Merkez Bankası'nın 'yüksek faiz politikasının' bizi koruduğunu iddia edenler var. Yanlış. Dalgalanmalardan daha az etkilenmemize yol açan TCMB'nın faizi düşüreceği beklentisidir. Yükselen günlük faiz kısa vadeyi tahrik ettiği için oynaklığı da beraberinde getirir. Unutmayınız: Bir günlük pozisyon alanlar dışardan gelen bir dalgada her an dövize zıplayabilir. Eğer günlük faizi de piyasaya bıraksaydık bir kaç puan değil beşer onar adımlarla yukarı gitme eğiliminde olduğunu görürdük. Pozitif dalgalarda ise 2-3 gibi 'oldukça negatif' reel faizler karşısında şaşıp kalacaktık.

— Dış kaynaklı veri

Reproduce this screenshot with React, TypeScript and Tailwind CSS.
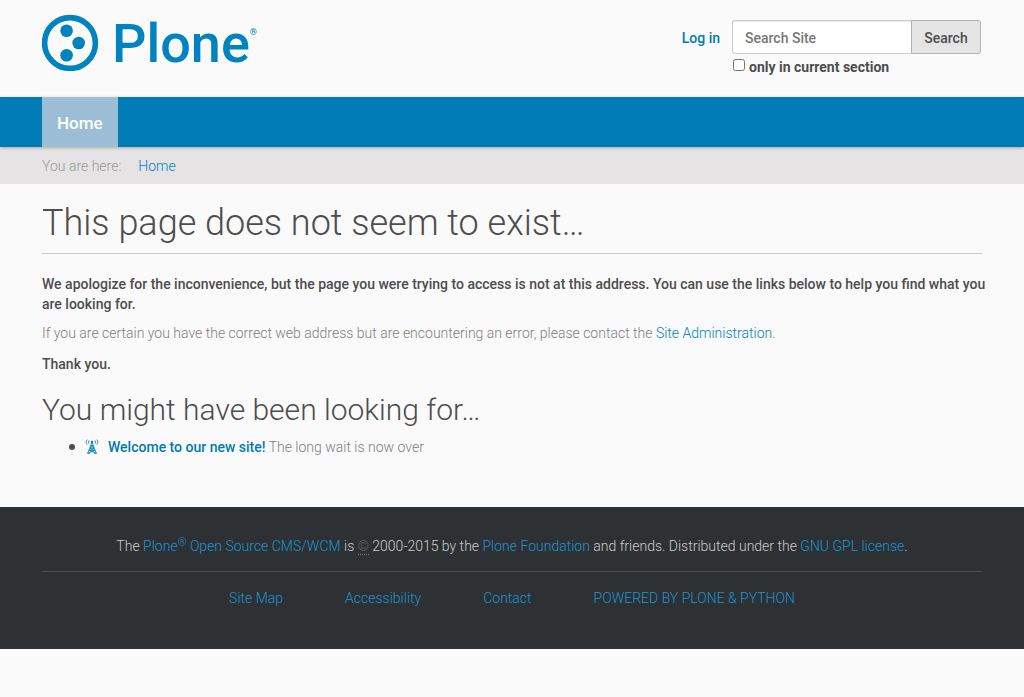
import React from "react";

const container = "mx-auto w-full max-w-[970px] px-[15px]";
const link = "text-[#007bb1] hover:underline";
const lightLink = "text-[#0083be] hover:underline";
const footerLink = "text-[#1a93d2] hover:underline";

function Logo() {
  return (
    <a href="#" aria-label="Plone" className="flex items-start gap-[13px] text-[#0083be]">
      <svg className="size-[57px]" viewBox="0 0 57 57" fill="currentColor" aria-hidden="true">
        <circle cx="28" cy="29" r="25.4" fill="none" stroke="currentColor" strokeWidth="5.6" />
        <circle cx="24.6" cy="16.800" r="6.300" />
        <circle cx="36.700" cy="29" r="6.300" />
        <circle cx="24.6" cy="41.200" r="6.300" />
      </svg>
      <span className="flex text-[54px] leading-[60px] font-medium">
        Plone
        <span className="mt-3 text-[9px] leading-3">®</span>
      </span>
    </a>
  );
}

function SearchForm() {
  return (
    <form className="w-[250px] pr-px" onSubmit={(e) => e.preventDefault()}>
      <div className="flex">
        <input
          type="search"
          aria-label="Search Site"
          placeholder="Search Site"
          className="h-[34px] min-w-0 flex-1 rounded-l-[3px] border border-r-0 border-[#ccc] bg-white px-3 pb-px pt-0.5 text-sm font-medium shadow-[inset_0_1px_1px_rgba(0,0,0,0.075)] placeholder:text-[#777]"
        />
        <button
          type="submit"
          className="h-[34px] w-[70px] rounded-r-[3px] border border-[#b3b3b3] bg-[#e5e5e5] pt-0.5 text-sm font-medium text-[#4d4d4d]"
        >
          Search
        </button>
      </div>
      <div className="flex items-start gap-1 pt-1">
        <input id="section-only" type="checkbox" className="mt-px ml-px size-[12px]" />
        <label htmlFor="section-only" className="text-sm leading-[18px] font-bold">
          only in current section
        </label>
      </div>
    </form>
  );
}

function AntennaIcon() {
  return (
    <svg
      className="mr-[9px] inline-block h-4 w-[14px] align-middle text-[#007bb1]"
      viewBox="0 0 14 16"
      fill="none"
      stroke="currentColor"
      aria-hidden="true"
    >
      <path d="M2.2 .6Q-.4 3 2.2 5.6M4 1.500Q2.8 3 4 4.700M11.8 .6Q14.4 3 11.8 5.6M10 1.500Q11.2 3 10 4.700" strokeWidth=".8" />
      <path d="M7 3 2.8 14M7 3l4.200 11M5.900 6.500h2.200M5 9h4M4 11.500h6M5.900 6.500 9 9l-5 2.500M8.100 6.500 5 9l5 2.500M4 11.500l7 2.500M10 11.500 3 14M2 14.300h3M9 14.300h3" strokeWidth=".8" />
      <circle cx="7" cy="3" r="1.200" fill="currentColor" stroke="none" />
    </svg>
  );
}

export default function App() {
  return (
    <div className="min-h-screen bg-[#fafafa] font-['Roboto',sans-serif] text-sm leading-5 font-light text-[#4d4d4d]">
      <header className="h-[97px]">
        <div className={`${container} flex items-start justify-between pt-[14px]`}>
          <Logo />
          <div className="flex items-start gap-3 pt-[6px]">
            <a href="#" className={`${link} py-2 font-medium`}>
              Log in
            </a>
            <SearchForm />
          </div>
        </div>
      </header>

      <nav aria-label="Main" className="relative bg-[#007bb5] shadow-[0_1px_3px_rgba(0,0,0,0.25)]">
        <div className={container}>
          <a
            href="#"
            className="inline-block bg-[#9bbdd6] px-[15px] pt-4 pb-[14px] align-top text-[17px] leading-5 font-medium text-white"
          >
            Home
          </a>
        </div>
      </nav>

      <nav aria-label="Breadcrumb" className="bg-[#e5e3e4]">
        <div className={`${container} flex gap-[17px] pt-[9px] pb-2 leading-5`}>
          <span className="text-[#999]">You are here:</span>
          <a href="#" className={lightLink}>
            Home
          </a>
        </div>
      </nav>

      <main className={`${container} pt-[19px] pb-[50px]`}>
        <h1 className="mb-5 border-b border-[#ccc] pb-[10px] text-[36px] leading-10 font-light">
          This page does not seem to exist…
        </h1>
        <p className="-mr-2 mb-[9px] font-medium">
          We apologize for the inconvenience, but the page you were trying to access is not at this
          address. You can use the links below to help you find what you are looking for.
        </p>
        <p className="mb-[11px] text-[#808080]">
          If you are certain you have the correct web address but are encountering an error, please
          contact the{" "}
          <a href="#" className={lightLink}>
            Site Administration
          </a>
          .
        </p>
        <p className="font-medium">Thank you.</p>
        <h2 className="mt-[18px] mb-[10px] text-[30px] leading-[35px] font-light">
          You might have been looking for…
        </h2>
        <ul>
          <li className="flex items-center pl-[27px]">
            <span className="mr-[10px] size-[6px] rounded-full bg-[#4d4d4d]" aria-hidden="true" />
            <AntennaIcon />
            <p>
              <a href="#" className={`${link} font-medium`}>
                Welcome to our new site!
              </a>{" "}
              <span className="text-[#808080]">The long wait is now over</span>
            </p>
          </li>
        </ul>
      </main>

      <footer className="bg-[#2e3133] text-[#ccc]">
        <div className={`${container} pt-[29px] pb-[41px] text-center`}>
          <p className="border-b border-[#4d4d4d] pb-[15px]">
            The{" "}
            <a href="#" className={footerLink}>
              Plone<sup className="text-[11px] leading-none">®</sup> Open Source CMS/WCM
            </a>{" "}
            is{" "}
            <abbr title="Copyright" className="border-b border-dotted border-[#808080] text-[#666] no-underline">
              ©
            </abbr>{" "}
            2000-2015 by the{" "}
            <a href="#" className={footerLink}>
              Plone Foundation
            </a>{" "}
            and friends. Distributed under the{" "}
            <a href="#" className={footerLink}>
              GNU GPL license
            </a>
            .
          </p>
          <ul className="flex flex-wrap justify-center gap-x-[62px] pt-4">
            <li><a href="#" className={footerLink}>Site Map</a></li>
            <li><a href="#" className={footerLink}>Accessibility</a></li>
            <li><a href="#" className={footerLink}>Contact</a></li>
            <li><a href="#" className={`${footerLink} uppercase`}>Powered by Plone &amp; Python</a></li>
          </ul>
        </div>
      </footer>
    </div>
  );
}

Merkez Bankası kendini tasarrufçuların yerine koymalı. Negatif dalgalarda, bir kaç puan fazla faiz hatrına TL'de kalmaya karar verecek kadar hesap kitap yapmaktan yoksun kaç kişi çıkar ? Özetle durum sandığımızdan çok daha karışık. Yıllardır söylediğimi tekrarlıyorum: Günlük faizi dövize müdahale aracı olarak görmek yanlış. Eğer faizin düşürülmesi gerekiyorsa 'mortgage krizi endişesiyle' bunu ertelemek hiç akıllıca değil. Çünkü mortgage hikayesi bitse bile başka risklerden konuşuyor olacağız. Dünyada risklerin konuşulmadığı herhangi bir dönem olmayacak. Ancak riskler fırsatlarla beraber değerlendirildiğinde anlam kazanır.